25 years after shutting down timber production on our national forest, in the name of the spotted owl, the economy of our rural counties hangs in a state of disaster. While extreme anti-logging interests chanted “save the owl” their true desire was to create an economy not favorable for our communities. We are there.

Our rural counties have spent hundreds of thousands of dollars lobbying Congress to continue with annual subsidies replacing timber revenue support for our schools, our public health and our safety.

When we remove our affordable power from the Klamath we will continue towards the end of irrigated agriculture. With a 90-day growing season, we will not be able to afford our power to provide drainage and water delivery.

The reliable water and affordable power in the Klamath also provides food and habitat for over 400 species of vertebrate wildlife.

The extreme greens that are focused on removal of dams on the Klamath River do have a history of opposing just about every energy source and infrastructure development. There are two such directions that they were completely AWOL.

People’s Energy of Chicago proposed building a 1500 Megawatt gas fired generator in Bonanza, Oregon. This would have spewed out over a million metric tons of CO2 per year yet not one environmental group came out in opposition to it. Perhaps this is because such a plant would pay millions of mitigation dollars to the Energy Trust, which has very close ties to the extreme greens.

When a multinational company proposed an industrial hog production facility less than two miles away from a private wildlife refuge, not one of the deep ecology green groups was to be heard of.

The natural resource producers who live in the Klamath basin prevented these threats to our environment.

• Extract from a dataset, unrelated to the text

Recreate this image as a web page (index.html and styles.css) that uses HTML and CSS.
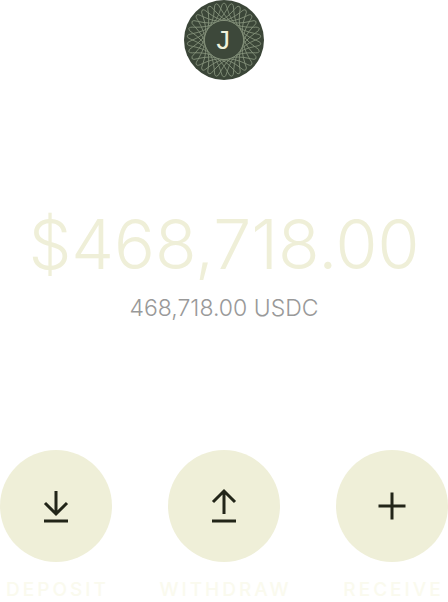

As we continue to resolve our resource issue here, we recognize that the true stakeholders determine direction. The irrigators, the tribes and the fishers that are in the water understand and respect each other. On the outside but struggling to portray themselves as bonafide advocates are the greens. While we are open to unlimited solutions that may include high tech hydropower and migrating salmon, the extreme environmental groups will continue to limit resolution in order to create economic anarchy in our communities.

William D. Kennedy
Lost River Ranch
(Bill Kennedy is on the board of directors of Klamath Water Users Association, past president of Water for Life, and member of the Klamath Farm  Bureau.)